EXERCISE GOAL ▸ Scan the data for "that" and copy the lines it appears in.

DATA EXCERPT ▸
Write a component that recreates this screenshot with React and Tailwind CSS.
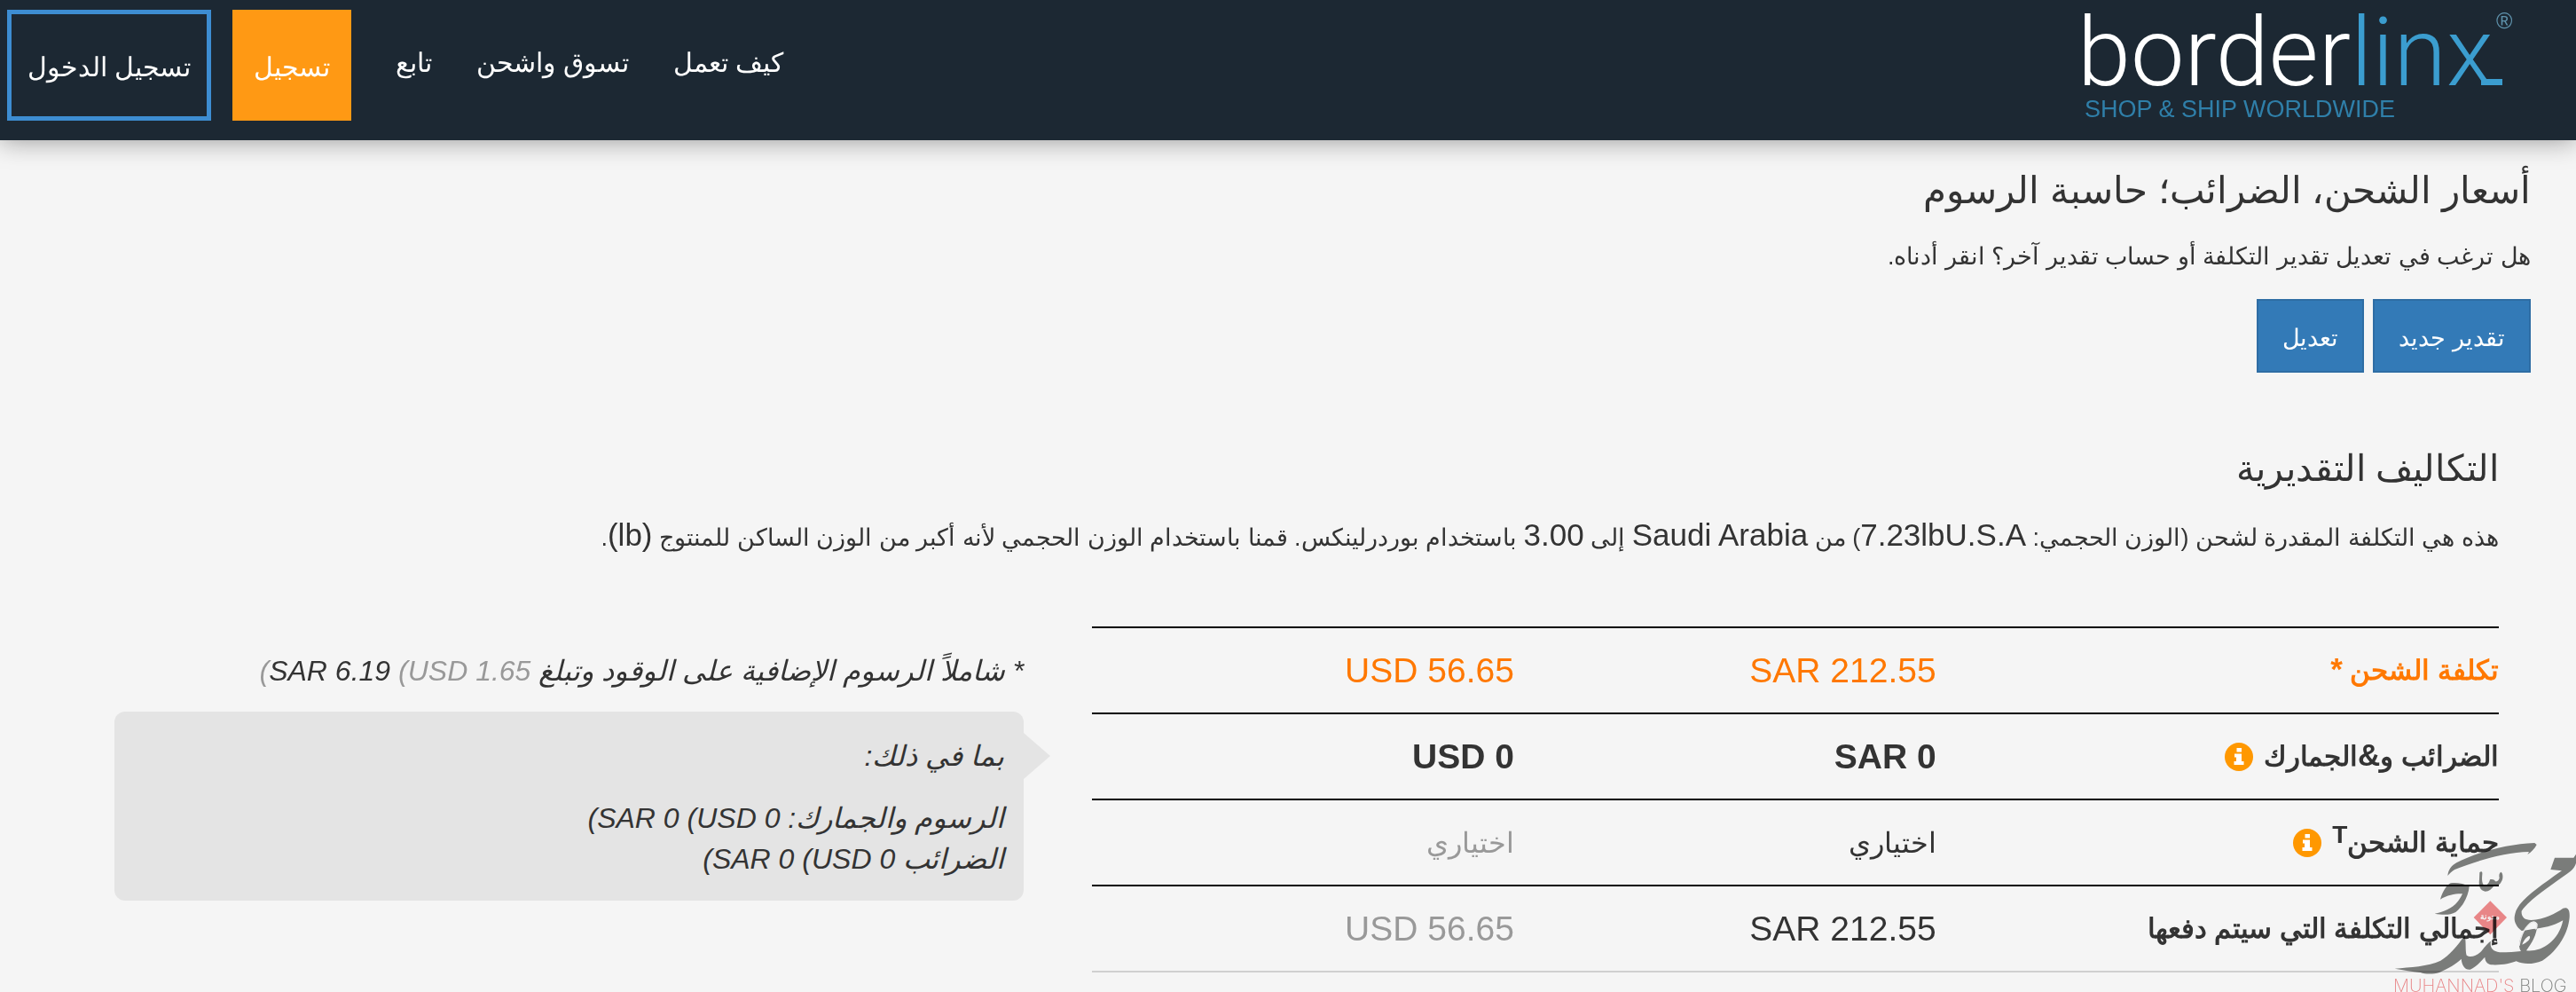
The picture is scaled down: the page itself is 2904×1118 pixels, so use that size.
function Logo() {
  return (
    <a href="#" dir="ltr" aria-label="borderlinx" className="relative block w-[484px] text-left leading-none">
      <span className="-ml-2 block whitespace-nowrap font-[Roboto] text-[108px] font-light leading-[96px] text-white">
        border<span className="text-[#3b9dcf]">linx</span>
      </span>
      <span className="absolute left-[447px] top-[78px] h-[7px] w-6 bg-[#3b9dcf]" />
      <span className="absolute left-[464px] top-0 text-[25px] text-[#5f93ad]">®</span>
      <span className="mt-1 block whitespace-nowrap text-[27px] leading-6 text-[#2f7fa9]">SHOP &amp; SHIP WORLDWIDE</span>
    </a>
  );
}

function InfoButton({ label }) {
  return (
    <button type="button" aria-label={label} className="mr-3 inline-block size-8 align-[-6px]">
      <svg viewBox="0 0 32 32" className="block size-8">
        <circle cx="16" cy="16" r="16" fill="#ff9800" />
        <path d="M13.5 6h5.5v4.5h-5.5zM11 12.5h8V21h2.5v4h-11v-4H13v-4.5h-2z" fill="#fff" />
      </svg>
    </button>
  );
}

function Watermark() {
  return (
    <svg viewBox="0 0 732 564" className="pointer-events-none absolute bottom-[-22px] left-full ml-[-157px] h-[188px] w-[244px] mix-blend-multiply" aria-hidden="true">
      <g fill="#7f817f">
        <path d="M298 171C300 150 312 136 328 127C400 90 500 64 592 60L599 66C592 80 582 90 568 99L573 90C490 92 390 122 322 150C312 156 305 163 298 171Z" />
        <path d="M406 160C412 154 416 157 415 166C413 185 414 200 424 206C432 202 440 192 441 184C449 182 456 184 459 190C466 192 472 186 473 178C471 170 472 162 478 158C486 162 486 182 480 190C476 202 466 205 456 203C448 214 438 224 425 224C408 222 402 206 405 184Z" />
        <path d="M273 251C279 228 292 205 308 196C326 193 352 196 371 207C368 240 350 274 325 294C304 306 278 303 254 299C290 293 330 275 348 232C334 230 298 234 273 251Z" />
        <path fillRule="evenodd" d="M660 110L724 110L732 98V128C728 143 716 155 702 164C650 202 575 250 548 290C546 310 558 321 580 321C624 318 664 298 688 281C702 276 712 282 710 312C706 364 672 424 618 458C588 470 556 472 530 460C510 468 480 474 444 472C430 468 424 458 424 446C412 458 392 482 374 488C356 490 346 474 344 452C326 470 300 484 270 498C250 504 222 504 206 498C178 496 150 490 119 485C170 480 232 478 274 458C304 440 330 410 356 372C361 398 357 424 362 440C376 450 398 440 412 426C426 408 434 398 444 392C440 412 448 426 474 430C504 430 526 428 546 426C530 402 548 366 574 332C584 322 596 324 602 334C598 374 584 396 564 424C610 430 672 398 688 322C654 342 616 348 596 350C584 350 566 356 548 357C526 340 520 320 526 300C534 260 590 220 684 154L646 150ZM550 404C568 396 582 382 574 374C564 378 554 390 550 404Z" />
      </g>
      <path d="M540 408C546 370 562 336 586 328C602 324 602 346 594 352" fill="none" stroke="#f5f5f5" strokeWidth="4" />
      <path d="M442 256L498 312L442 370L386 312Z" fill="#f28b8d" />
      <text x="442" y="319" textAnchor="middle" fontSize="28" fontWeight="700" fill="#fff">مدونة</text>
      <text x="114" y="563" direction="ltr" fontFamily="Inter" fontWeight="200" fontSize="60" fill="#f28b8d" className="whitespace-pre">
        {"MUHANNAD'S "}<tspan fill="#7f817f">BLOG</tspan>
      </text>
    </svg>
  );
}

const navLinks = ["كيف تعمل", "تسوق واشحن", "تابع"];

const rows = [
  { label: "تكلفة الشحن *", sar: "SAR 212.55", usd: "USD 56.65", tone: "text-[#ff7800]", usdTone: "" },
  { label: "الضرائب و&الجمارك", info: "الضرائب والجمارك", sar: "SAR 0", usd: "USD 0", tone: "text-[#333]", strong: true, usdTone: "" },
  { label: "حماية الشحن", sup: "T", info: "حماية الشحن", sar: "اختياري", usd: "اختياري", arabic: true, tone: "text-[#333]", usdTone: "text-[#999]" },
  { label: "إجمالي التكلفة التي سيتم دفعها", sar: "SAR 212.55", usd: "USD 56.65", tone: "text-[#333]", usdTone: "text-[#999]" },
];

function Mark({ text }) {
  return text.split(/([*&])/).map((part, i) =>
    /[*&]/.test(part) ? <span key={i} className="text-[35px] leading-none">{part}</span> : part
  );
}

export default function App() {
  return (
    <div dir="rtl" className="min-h-screen overflow-hidden bg-[#f5f5f5] font-['Liberation_Sans',Arial,serif] text-[27px] leading-[48px] text-[#333]">
      <header className="flex items-start justify-between bg-[#1c2833] pb-[22px] pl-2 pr-[70px] pt-[11px] shadow-[0_0_28px_rgba(0,0,0,0.4)]">
        <Logo />
        <nav className="flex items-start text-[30px] text-white">
          <div className="ml-[50px] flex gap-[50px] pt-9">
            {navLinks.map((l) => <a key={l} href="#" className="whitespace-nowrap">{l}</a>)}
          </div>
          <a href="#" className="ml-6 flex h-[125px] items-center bg-[#ff9914] px-6 pt-1">تسجيل</a>
          <a href="#" className="flex h-[125px] items-center whitespace-nowrap border-[5px] border-[#3d8dd2] px-[18px] pt-1">تسجيل الدخول</a>
        </nav>
      </header>

      <main>
        <section className="pr-[51px] pt-[27px]">
          <h1 className="text-[42px] leading-[60px]">أسعار الشحن، الضرائب؛ حاسبة الرسوم</h1>
          <p className="mt-5">هل ترغب في تعديل تقدير التكلفة أو حساب تقدير آخر؟ انقر أدناه.</p>
          <div className="mt-6 flex gap-[10px] text-white">
            <button type="button" className="h-[83px] border-2 border-[#2e6da4] bg-[#337ab7] px-[27px] pt-1">تقدير جديد</button>
            <button type="button" className="h-[83px] border-2 border-[#2e6da4] bg-[#337ab7] px-[27px] pt-1">تعديل</button>
          </div>
        </section>

        <section className="pl-[129px] pr-[87px] pt-[78px]">
          <h2 className="text-[41px] leading-[60px]">التكاليف التقديرية</h2>
          <p className="mt-6">
            هذه هي التكلفة المقدرة لشحن (الوزن الحجمي: <bdi dir="ltr" className="text-[35px] leading-none">7.23lbU.S.A</bdi>) من{" "}
            <bdi className="text-[35px] leading-none">Saudi Arabia</bdi> إلى <bdi className="text-[35px] leading-none">3.00</bdi> باستخدام بوردرلينكس. قمنا باستخدام الوزن الحجمي لأنه أكبر من الوزن الساكن للمنتوج <bdi dir="ltr" className="text-[35px] leading-none">(lb)</bdi>.
          </p>

          <div className="mt-[76px] flex gap-[77px]">
            <div className="relative w-[59%] shrink-0">
              <table className="w-full table-fixed border-collapse border-b-2 border-[#d0d0d0] text-right">
                <tbody>
                  {rows.map((r) => (
                    <tr key={r.label} className={`h-[97px] border-t-2 border-t-black ${r.tone}`}>
                      <th scope="row" className="w-[40%] whitespace-nowrap text-right text-[31px] font-bold">
                        <Mark text={r.label} />
                        {r.sup && <sup className="relative top-[-10px] align-baseline text-[28px] leading-none">{r.sup}</sup>}
                        {r.info && <InfoButton label={r.info} />}
                      </th>
                      <td className={`w-[30%] ${r.arabic ? "text-[32px]" : "text-[39px]"} ${r.strong ? "font-bold" : ""}`}>
                        <bdi>{r.sar}</bdi>
                      </td>
                      <td className={`w-[30%] ${r.arabic ? "text-[32px]" : "text-[39px]"} ${r.strong ? "font-bold" : ""} ${r.usdTone}`}>
                        <bdi>{r.usd}</bdi>
                      </td>
                    </tr>
                  ))}
                </tbody>
              </table>
              <Watermark />
            </div>

            <aside className="min-w-0 flex-1 pt-[26px] text-[32px] italic">
              <p className="whitespace-nowrap">
                * شاملاً الرسوم الإضافية على الوقود وتبلغ{" "}
                <bdi dir="ltr">
                  <span className="text-[#999]">(</span>SAR 6.19 <span className="text-[#999]">(USD 1.65</span>
                </bdi>
              </p>
              <div className="relative mt-[22px] rounded-xl bg-[#e4e4e4] pb-6 pr-[22px] pt-[27px] leading-[46px]">
                <svg viewBox="0 0 30 52" className="absolute left-full top-6 h-[52px] w-[30px]" aria-hidden="true">
                  <path d="M0 0L30 26L0 52Z" fill="#e4e4e4" />
                </svg>
                <p>بما في ذلك:</p>
                <p className="mt-6">الرسوم والجمارك: <bdi dir="ltr">(SAR 0 (USD 0</bdi></p>
                <p>الضرائب <bdi dir="ltr">(SAR 0 (USD 0</bdi></p>
              </div>
            </aside>
          </div>
        </section>
      </main>
    </div>
  );
}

PROBLEM SOLUTION ▸
Write a component that recreates this screenshot with React and Tailwind CSS.
The picture is scaled down: the page itself is 2904×1118 pixels, so use that size.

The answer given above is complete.